DESCRIPTION OF THE TASK
Give only one thing: the number of lines that include the word "React".

SOURCE MATERIAL
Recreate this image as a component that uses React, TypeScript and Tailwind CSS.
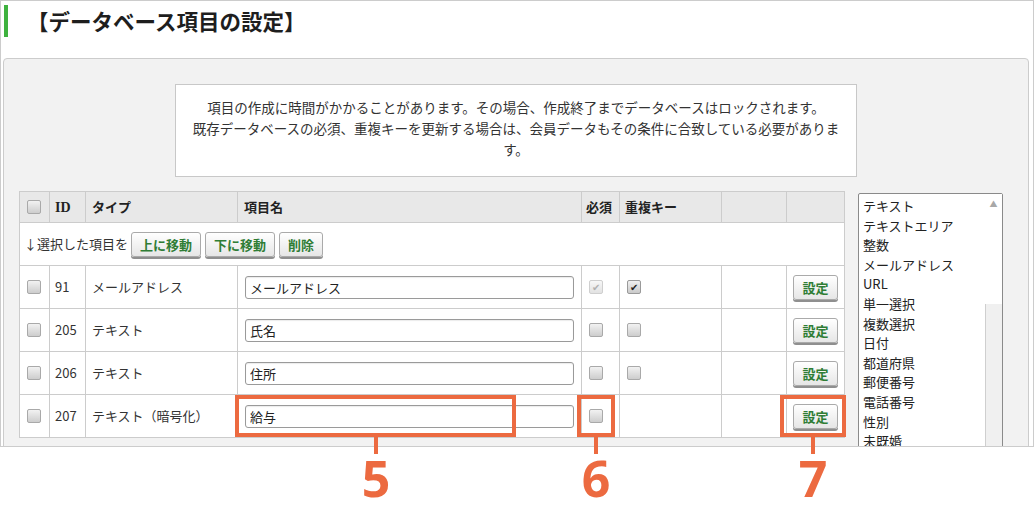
import React from "react";

const jp = { fontFamily: '"Noto Sans CJK JP", "Noto Sans", sans-serif' };

type Row = {
  id: number;
  type: string;
  name: string;
  required: "checked-disabled" | "off";
  unique: "checked" | "off" | "none";
};

const rows: Row[] = [
  { id: 91, type: "メールアドレス", name: "メールアドレス", required: "checked-disabled", unique: "checked" },
  { id: 205, type: "テキスト", name: "氏名", required: "off", unique: "off" },
  { id: 206, type: "テキスト", name: "住所", required: "off", unique: "off" },
  { id: 207, type: "テキスト（暗号化）", name: "給与", required: "off", unique: "none" },
];

const typeOptions = [
  "テキスト",
  "テキストエリア",
  "整数",
  "メールアドレス",
  "URL",
  "単一選択",
  "複数選択",
  "日付",
  "都道府県",
  "郵便番号",
  "電話番号",
  "性別",
  "未既婚",
];

function Check({ state = "off" }: { state?: "off" | "checked" | "checked-disabled" }) {
  if (state === "checked-disabled") {
    return (
      <span className="flex h-[14px] w-[14px] items-center justify-center rounded-[2px] border border-[#cfcfcf] bg-gradient-to-b from-[#f7f7f7] to-[#e2e2e2] text-[10px] leading-none text-[#b0b0b0]">
        ✔
      </span>
    );
  }
  if (state === "checked") {
    return (
      <span className="flex h-[14px] w-[14px] items-center justify-center rounded-[2px] border border-[#9a9a9a] bg-gradient-to-b from-[#f0f0f0] to-[#cacaca] text-[10px] leading-none text-[#222]">
        ✔
      </span>
    );
  }
  return (
    <span className="block h-[14px] w-[14px] rounded-[2px] border border-[#a9a9a9] bg-gradient-to-b from-[#f2f2f2] to-[#cdcdcd]" />
  );
}

function Btn({ children }: { children: React.ReactNode }) {
  return (
    <button
      type="button"
      className="h-[25px] rounded-[3px] border border-[#aaaaaa] bg-gradient-to-b from-white to-[#e6e6e6] px-[8px] text-[13px] font-bold leading-none text-[#2f7d35] shadow-[0_2px_0_#8f8f8f]"
    >
      {children}
    </button>
  );
}

export default function App() {
  return (
    <div className="relative h-[506px] w-[1034px] overflow-hidden bg-white text-[#333]" style={jp}>
      <div className="h-[447px] overflow-hidden border border-[#cccccc]">
        <div className="mt-[4px] flex items-center">
          <span className="ml-[3px] h-[32px] w-[4px] bg-[#3fb23f]" />
          <h1 className="ml-[19px] text-[21.5px] font-bold leading-none text-[#1e1e1e]">【データベース項目の設定】</h1>
        </div>

        <div className="ml-[2px] mr-[4px] mt-[21px] h-[600px] rounded-[4px] border border-[#cccccc] bg-[#f2f2f2] pt-[25px]">
          <div className="mx-auto w-[682px] border border-[#c8c8c8] bg-white px-[12px] pb-[16px] pt-[12px] text-center text-[13.5px] leading-[21px] text-[#333]">
            項目の作成に時間がかかることがあります。その場合、作成終了までデータベースはロックされます。
            <br />
            既存データベースの必須、重複キーを更新する場合は、会員データもその条件に合致している必要があります。
          </div>

          <div className="mt-[14px] flex items-start gap-[13px] pl-[15px]">
            <table className="w-[825px] table-fixed border-collapse bg-white text-[13px] text-[#333]">
              <colgroup>
                <col className="w-[30px]" />
                <col className="w-[36px]" />
                <col className="w-[152px]" />
                <col className="w-[344px]" />
                <col className="w-[38px]" />
                <col className="w-[102px]" />
                <col className="w-[65px]" />
                <col className="w-[58px]" />
              </colgroup>
              <thead>
                <tr className="h-[31px] bg-[#e8e8e8] text-left font-bold text-[#222]">
                  <th className="border border-[#cccccc] pl-[7px]">
                    <Check />
                  </th>
                  <th className="border border-[#cccccc] pl-[5px] text-[14px] font-bold" style={{ fontFamily: '"Liberation Serif", serif' }}>
                    ID
                  </th>
                  <th className="border border-[#cccccc] pl-[6px]">タイプ</th>
                  <th className="border border-[#cccccc] pl-[6px]">項目名</th>
                  <th className="border border-[#cccccc] pl-[4px]">必須</th>
                  <th className="border border-[#cccccc] pl-[5px]">重複キー</th>
                  <th className="border border-[#cccccc]" />
                  <th className="border border-[#cccccc]" />
                </tr>
              </thead>
              <tbody>
                <tr className="h-[43px]">
                  <td colSpan={8} className="border border-[#cccccc] pl-[4px]">
                    <div className="flex items-center gap-[4px]">
                      <span className="mr-[-1px]">↓選択した項目を</span>
                      <Btn>上に移動</Btn>
                      <Btn>下に移動</Btn>
                      <Btn>削除</Btn>
                    </div>
                  </td>
                </tr>
                {rows.map((r) => (
                  <tr key={r.id} className="h-[43px]">
                    <td className="border border-[#cccccc] pl-[7px]">
                      <Check />
                    </td>
                    <td className="border border-[#cccccc] pl-[5px]">{r.id}</td>
                    <td className="border border-[#cccccc] pl-[6px]">{r.type}</td>
                    <td className="border border-[#cccccc] px-[7px]">
                      <input
                        readOnly
                        value={r.name}
                        className="h-[23px] w-full rounded-[3px] border border-[#9a9a9a] bg-white px-[4px] text-[13px] text-[#222] shadow-[inset_0_1px_1px_rgba(0,0,0,0.08)] outline-none"
                        style={jp}
                      />
                    </td>
                    <td className="border border-[#cccccc] pl-[7px]">
                      <Check state={r.required} />
                    </td>
                    <td className="border border-[#cccccc] pl-[7px]">
                      {r.unique !== "none" && <Check state={r.unique} />}
                    </td>
                    <td className="border border-[#cccccc]" />
                    <td className="border border-[#cccccc] text-center">
                      <Btn>設定</Btn>
                    </td>
                  </tr>
                ))}
              </tbody>
            </table>

            <div className="mt-[2px] flex h-[300px] w-[145px] rounded-[2px] border border-[#8a8a8a] bg-white">
              <ul className="flex-1 pl-[4px] pt-[2px] text-[13px] leading-[19.6px] text-[#222]">
                {typeOptions.map((o) => (
                  <li key={o}>{o}</li>
                ))}
              </ul>
              <div className="flex w-[17px] flex-col">
                <div className="flex h-[110px] justify-center bg-white pt-[6px] text-[8px] leading-none text-[#a8a8a8]">▲</div>
                <div className="flex-1 border-l border-[#cfcfcf] bg-[#f0f0f0]" />
              </div>
            </div>
          </div>
        </div>
      </div>

      {/* callouts */}
      <div className="absolute left-[235px] top-[395px] h-[42px] w-[281px] border-4 border-[#ec6a40]" />
      <div className="absolute left-[374px] top-[436px] h-[18px] w-[4px] bg-[#ec6a40]" />
      <div className="absolute left-[346px] top-[453px] w-[60px] text-center text-[50px] font-bold leading-[50px] text-[#ec6a40]" style={{ fontFamily: '"Noto Sans", sans-serif' }}>
        5
      </div>

      <div className="absolute left-[577px] top-[395px] h-[42px] w-[38px] border-4 border-[#ec6a40]" />
      <div className="absolute left-[594px] top-[436px] h-[18px] w-[4px] bg-[#ec6a40]" />
      <div className="absolute left-[566px] top-[453px] w-[60px] text-center text-[50px] font-bold leading-[50px] text-[#ec6a40]" style={{ fontFamily: '"Noto Sans", sans-serif' }}>
        6
      </div>

      <div className="absolute left-[780px] top-[395px] h-[42px] w-[66px] border-4 border-[#ec6a40]" />
      <div className="absolute left-[811px] top-[436px] h-[18px] w-[4px] bg-[#ec6a40]" />
      <div className="absolute left-[783px] top-[453px] w-[60px] text-center text-[50px] font-bold leading-[50px] text-[#ec6a40]" style={{ fontFamily: '"Noto Sans", sans-serif' }}>
        7
      </div>
    </div>
  );
}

SOLUTION FOR THIS TASK
3